Is each property taxpayer within McCool Junction really able to pay 15 times more per pupil in local funding than each property taxpayer within OPS?

You don’t say!

Is each student within OPS really 15 times needier, educationally speaking, than each student within McCool Junction?

No kidding!

But then again, you say, property valuation within OPS amounts to $292,783.84 per pupil, while those few kids in McCool Junction are backed by $567,147.66 worth of property apiece.

Aha! Those rich farmers can afford to pay plenty more in local property taxes than the city mice property owners in OPS.

But farmland is needed to make income for families and has nowhere near the liquidity of urban property. Farm prices are so lousy that it would be a gigantic kick in the pants to expect farmers to come up with still more in taxes, raising their cost of production far beyond market.

And it’s much harder to find and afford high-quality teachers and staff in the hinterlands than in urban settings. That’s expensive.

And there are far fewer community resources, far less infrastructure, cultural opportunities, and philanthropic patrons from whom to draw in the rural schools than in the urban ones, and yet those contributions from outside school districts often can make all the difference between an OK educational experience and a great one.

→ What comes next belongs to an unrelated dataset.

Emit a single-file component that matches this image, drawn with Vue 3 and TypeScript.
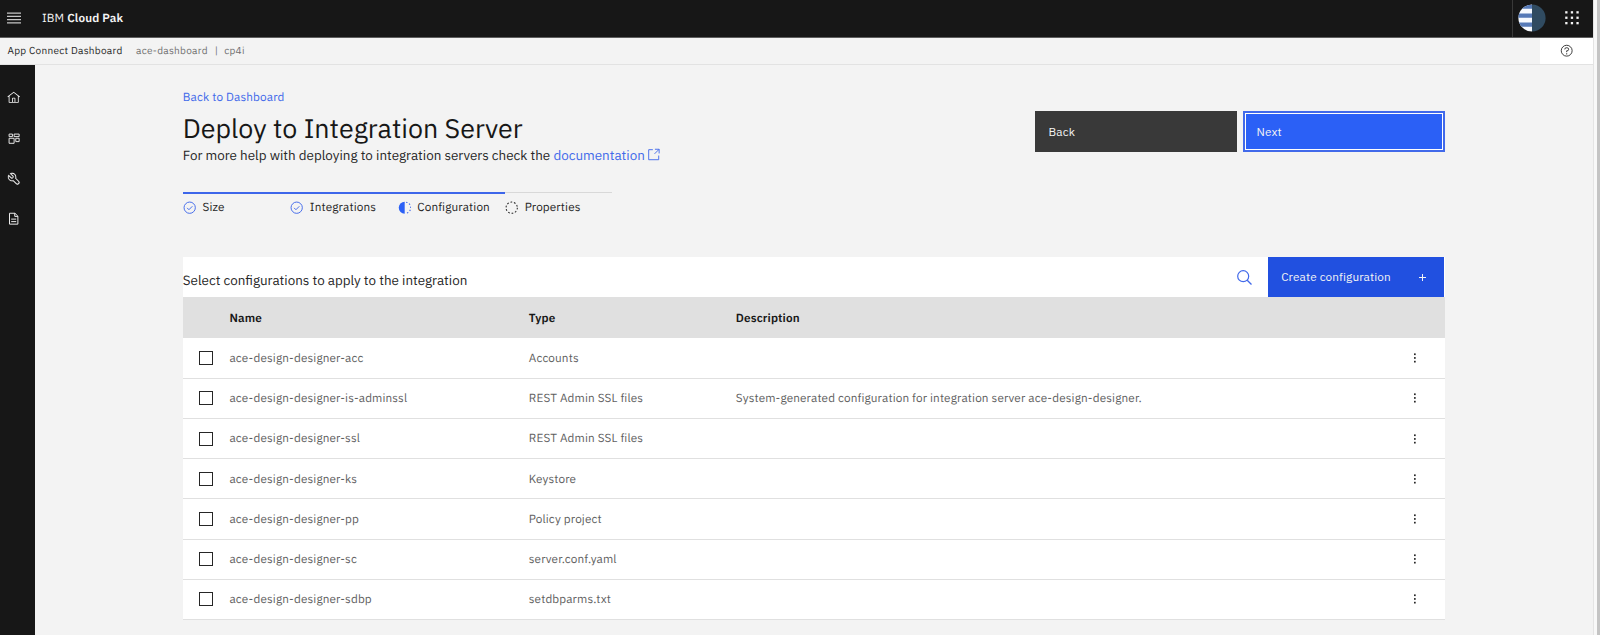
<script setup lang="ts">
interface Step { label: string; state: 'complete' | 'current' | 'incomplete' }
interface Configuration { name: string; type: string; description?: string }

const steps: Step[] = [
  { label: 'Size', state: 'complete' },
  { label: 'Integrations', state: 'complete' },
  { label: 'Configuration', state: 'current' },
  { label: 'Properties', state: 'incomplete' },
]

const configurations: Configuration[] = [
  { name: 'ace-design-designer-acc', type: 'Accounts' },
  {
    name: 'ace-design-designer-is-adminssl',
    type: 'REST Admin SSL files',
    description: 'System-generated configuration for integration server ace-design-designer.',
  },
  { name: 'ace-design-designer-ssl', type: 'REST Admin SSL files' },
  { name: 'ace-design-designer-ks', type: 'Keystore' },
  { name: 'ace-design-designer-pp', type: 'Policy project' },
  { name: 'ace-design-designer-sc', type: 'server.conf.yaml' },
  { name: 'ace-design-designer-sdbp', type: 'setdbparms.txt' },
]
</script>

<template>
  <div class="window">
    <div class="app">
      <header class="header">
        <button class="menu" aria-label="Menu">
          <svg viewBox="0 0 14 12" width="14" height="12"><path d="M0 1.2h14M0 4.4h14M0 7.6h14M0 10.8h14" stroke="#c6c6c6" stroke-width="1.3" /></svg>
        </button>
        <span class="brand">IBM <b>Cloud Pak</b></span>
        <div class="header-tools">
          <svg class="avatar" viewBox="0 0 28 28" width="28" height="28">
            <defs><clipPath id="avatar-clip"><circle cx="14" cy="14" r="13.6" /></clipPath></defs>
            <g clip-path="url(#avatar-clip)">
              <rect width="14" height="28" fill="#f7faff" />
              <path d="M0 2.7h14M0 11.7h14M0 20.7h14" stroke="#567ab8" stroke-width="4.2" />
              <rect x="14" width="14" height="28" fill="#304b61" />
            </g>
          </svg>
          <svg class="switcher" viewBox="0 0 14 14" width="14" height="14" fill="#f4f4f4">
            <template v-for="r in 3" :key="r">
              <rect v-for="c in 3" :key="c" :x="(c - 1) * 5.6 + 0.2" :y="(r - 1) * 5.4 + 0.2" width="2.3" height="2.3" />
            </template>
          </svg>
        </div>
      </header>

      <div class="subheader">
        <span class="product">App Connect Dashboard</span>
        <span class="instance">ace-dashboard</span>
        <span class="pipe">|</span>
        <span class="namespace">cp4i</span>
        <button class="help" aria-label="Help">
          <svg viewBox="0 0 32 32" width="13.4" height="13.4">
            <circle cx="16" cy="16" r="13" fill="none" stroke="#262626" stroke-width="2.1" />
            <path d="M11.5 13v-.5A3.500 3.500 0 0 1 15 9h2a3.500 3.500 0 0 1 0 7.200h-1V19.500" fill="none" stroke="#262626" stroke-width="2.1" />
            <circle cx="16" cy="23.500" r="1.600" fill="#262626" />
          </svg>
        </button>
      </div>

      <div class="body">
        <nav class="rail">
          <svg viewBox="0 0 32 32" class="rail-icon"><path fill="#f4f4f4" d="M16.6123,2.2138a1.01,1.01,0,0,0-1.2427,0L1,13.4194l1.2427,1.5717L4,13.6208V26a2.0041,2.0041,0,0,0,2,2H26a2.0037,2.0037,0,0,0,2-2V13.63L29.7573,15,31,13.4282ZM18,26H14V18h4Zm2,0V18a2.0023,2.0023,0,0,0-2-2H14a2.002,2.002,0,0,0-2,2v8H6V12.0615l10-7.79,10,7.8005V26Z" /></svg>
          <svg viewBox="0 0 32 32" class="rail-icon"><path fill="none" stroke="#f4f4f4" stroke-width="2.200" d="M5 5h8v6H5zM17 5h12v6H17zM5 15h12v12H5zM21 15h8v8H21z" /></svg>
          <svg viewBox="0 0 32 32" class="rail-icon"><path fill="#f4f4f4" stroke="#f4f4f4" stroke-width=".3" d="M12.1 2a9.800 9.800 0 0 0-5.400 1.600l6.400 6.400a2.100 2.100 0 0 1 .2 3 2.100 2.100 0 0 1-3-.2L3.700 6.400A9.840 9.840 0 0 0 2 12.100a10.140 10.140 0 0 0 10.100 10.100 10.900 10.900 0 0 0 2.600-.3l6.700 6.700a5 5 0 0 0 7.100-7.100l-6.700-6.700a10.900 10.900 0 0 0 .3-2.600A10 10 0 0 0 12.100 2zm8 10.100a7.610 7.610 0 0 1-.3 2.100l-.3 1.100.8.800 6.700 6.700a2.880 2.880 0 0 1 .9 2.100A2.720 2.720 0 0 1 27 27a2.900 2.900 0 0 1-4.200 0l-6.700-6.700-.8-.8-1.100.3a7.610 7.610 0 0 1-2.100.3 8.270 8.270 0 0 1-5.700-2.300A7.630 7.630 0 0 1 4 12.100a8.330 8.330 0 0 1 .3-2.200l4.400 4.400a4.140 4.140 0 0 0 5.900.2 4.140 4.140 0 0 0-.2-5.900L10 4.200a6.450 6.450 0 0 1 2-.3 8.270 8.270 0 0 1 5.700 2.300 8.490 8.490 0 0 1 2.400 5.900z" /></svg>
          <svg viewBox="0 0 32 32" class="rail-icon"><path fill="none" stroke="#f4f4f4" stroke-width="2.300" d="M6 3h13l7 7v19H6zM18.500 3v7.500H26M10 17h12M10 23h12" /></svg>
        </nav>

        <main class="content">
          <section class="title-row">
            <div>
              <a class="back-link">Back to Dashboard</a>
              <h1>Deploy to Integration Server</h1>
              <p class="hint">
                For more help with deploying to integration servers check the
                <a>documentation<svg viewBox="0 0 32 32" width="13.400" height="13.400"><path d="M14 4H4v24h24V18M19 3h10v10M29 3L18 14" fill="none" stroke="#4169ea" stroke-width="2.200" /></svg></a>
              </p>
            </div>
            <div class="actions">
              <button class="btn secondary">Back</button>
              <button class="btn primary">Next</button>
            </div>
          </section>

          <ol class="steps">
            <li v-for="step in steps" :key="step.label" :class="step.state">
              <svg viewBox="0 0 14 14" width="13.400" height="13.400">
                <template v-if="step.state === 'complete'">
                  <circle cx="7" cy="7" r="5.900" fill="none" stroke="#4169ea" stroke-width="1" />
                  <path d="M4.300 7.200l1.900 1.900 3.600-3.600" fill="none" stroke="#4169ea" stroke-width="1" />
                </template>
                <template v-else-if="step.state === 'current'">
                  <path d="M7 .8a6.200 6.200 0 0 0 0 12.400z" fill="#2b60f6" />
                  <path d="M8.500 1.200a5.900 5.900 0 0 1 0 11.600" fill="none" stroke="#4169ea" stroke-width="1.100" stroke-dasharray="1.500 1.900" />
                </template>
                <circle v-else cx="7" cy="7" r="5.900" fill="none" stroke="#262626" stroke-width="1.100" stroke-dasharray="1.800 1.890" />
              </svg>
              <span>{{ step.label }}</span>
            </li>
          </ol>

          <section class="table">
            <div class="toolbar">
              <h2>Select configurations to apply to the integration</h2>
              <button class="search" aria-label="Search">
                <svg viewBox="0 0 15 15" width="15" height="15"><circle cx="6.200" cy="6.200" r="5.500" fill="none" stroke="#4169ea" stroke-width="1.200" /><path d="M10.200 10.200l4.300 4.300" stroke="#4169ea" stroke-width="1.300" /></svg>
              </button>
              <button class="create">
                Create configuration
                <svg viewBox="0 0 8 8" width="7" height="7"><path d="M4 0v8M0 4h8" stroke="#f4f4f4" stroke-width="1.150" /></svg>
              </button>
            </div>
            <div class="row head">
              <span></span><span>Name</span><span>Type</span><span>Description</span><span></span>
            </div>
            <div v-for="item in configurations" :key="item.name" class="row">
              <i class="checkbox" role="checkbox" aria-checked="false"></i>
              <span>{{ item.name }}</span>
              <span>{{ item.type }}</span>
              <span>{{ item.description }}</span>
              <svg class="overflow" viewBox="0 0 2 10" width="2" height="10" fill="#262626"><rect width="1.700" height="1.700" y=".4" /><rect width="1.700" height="1.700" y="4.100" /><rect width="1.700" height="1.700" y="7.800" /></svg>
            </div>
          </section>
        </main>
      </div>
    </div>
    <div class="scrollbar"></div>
  </div>
</template>

<style>
html, body { overflow: hidden; background: #f3f3f3; }
</style>

<style scoped>
* { box-sizing: border-box; }
.window {
  display: flex;
  height: 635px;
  overflow: hidden;
  background: #f3f3f3;
  color: #262626;
  font: 400 11.74px/16px "IBM Plex Sans", Roboto, sans-serif;
  letter-spacing: 0.134px;
  text-rendering: geometricPrecision;
}
button { margin: 0; padding: 0; border: 0; background: none; font: inherit; letter-spacing: inherit; text-align: left; }
svg { display: block; flex: none; }
.app { width: 1592.5px; display: flex; flex-direction: column; }
.scrollbar { flex: 1; border-left: 1px solid #e4e4e4; background: linear-gradient(90deg, #f8f8f8 2.500px, #c4c4c4 3.500px); }

.header { height: 38px; flex: none; display: flex; align-items: center; background: #171717; border-bottom: 1px solid #5f5f5f; color: #f4f4f4; }
.menu { width: 42px; padding-left: 7.300px; }
.menu svg { margin-bottom: 1.500px; }
.brand { letter-spacing: 0.134px; white-space: pre; padding-top: 0.500px; }
.brand b { font-weight: 600; }
.header-tools { display: flex; align-items: center; height: 100%; width: 80.500px; margin-left: auto; border-left: 1px solid #393939; padding-left: 5px; }
.avatar { margin-bottom: 2px; }
.switcher { margin-left: 19px; margin-bottom: 2px; overflow: visible; }

.subheader { height: 27px; flex: none; display: flex; align-items: center; padding-left: 7.500px; border-bottom: 1px solid #e2e2e2; font-size: 10.070px; letter-spacing: 0.268px; }
.subheader span { padding-bottom: 0.500px; }
.instance, .pipe, .namespace { color: #6f6f6f; }
.instance { margin-left: 13.500px; }
.pipe { margin-left: 7px; }
.namespace { margin-left: 6px; }
.help { width: 52.500px; height: 26px; margin-left: auto; padding-left: 20px; background: #fff; }

.body { flex: 1; display: flex; min-height: 0; }
.rail { width: 34.600px; background: #171717; padding: 26.300px 0 0 7.400px; display: flex; flex-direction: column; gap: 26.850px; }
.rail-icon { width: 13.400px; height: 13.400px; }

.content { width: 1262px; margin-left: 148.200px; }
.title-row { display: flex; justify-content: space-between; height: 127px; padding-top: 24.700px; }
a { color: #4169ea; }
.back-link { display: block; line-height: 16px; }
h1 { margin: 6.500px 0 0; font-size: 26.840px; line-height: 34px; font-weight: 400; letter-spacing: 0; color: #171717; }
.hint { margin: 0.200px 0 0; font-size: 13.420px; line-height: 18px; letter-spacing: 0; white-space: nowrap; }
.hint svg { display: inline-block; vertical-align: -1.500px; margin-left: 2.500px; }
.actions { display: flex; gap: 6.500px; padding-top: 21.600px; }
.btn { width: 201.600px; height: 40.300px; padding: 0.400px 0 0 13.400px; color: #f4f4f4; }
.secondary { background: #393939; }
.primary { background: #2b60f6; border: 2px solid #4169ea; box-shadow: inset 0 0 0 1px #fff; padding-left: 11.400px; }

.steps { display: flex; list-style: none; margin: 0; padding: 0; height: 65px; }
.steps li { display: flex; width: 107.400px; height: 24px; padding-top: 6px; gap: 6.300px; border-top: 2px solid #3d66ea; }
.steps li svg { margin-top: 0.900px; }
.steps li.incomplete { border-top: 1px solid #d8d8d8; padding-top: 7px; }

.toolbar { display: flex; align-items: center; height: 40.400px; background: #fff; }
h2 { margin: 5px 0 0; font-size: 13.420px; line-height: 18px; font-weight: 400; letter-spacing: 0; }
.search { width: 30.500px; height: 15px; margin-left: auto; }
.create { width: 176px; height: 40.400px; margin-right: 1px; padding: 0 17.500px 0 13.400px; display: flex; align-items: center; justify-content: space-between; background: #2150e0; color: #f4f4f4; }
.row {
  display: grid;
  grid-template-columns: 46.700px 299.300px 207px 1fr 31px;
  align-items: center;
  height: 40.200px;
  background: #fff;
  border-bottom: 1px solid #e0e0e0;
  color: #5f5f5f;
}
.row span { padding-top: 1.600px; }
.head { height: 40.400px; background: #e0e0e0; color: #171717; font-weight: 600; }
.head span { padding-top: 3px; }
.head + .row { height: 41px; }
.checkbox { width: 14px; height: 14px; margin-left: 16px; border: 1px solid #262626; }
</style>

You know, the Russians have a word for situations like this: “Borscht.”

Heyyyy! We’re supposed to be the state where “the girls are the fairest and the boys are the squarest.” So what are we doing with this commie pinko school finance system?

I know. I know. I exaggerate. But not by much.

Here’s what true capitalists would do: since the purpose of education is providing equal opportunity to each Nebraska student, I hope our legislators will simply figure out how much tax money they have and divide it up evenly. State aid would be the same amount per pupil no matter where that pupil lives, city mouse or country mouse.

No muss, no fuss, no politickin’, no nonsense.

I’ll drink to that. And it won’t be vodka, either. It’ll be good old Nebraska corn liquor . . . served straight up, just like we ought to be serving all of Nebraska’s kids.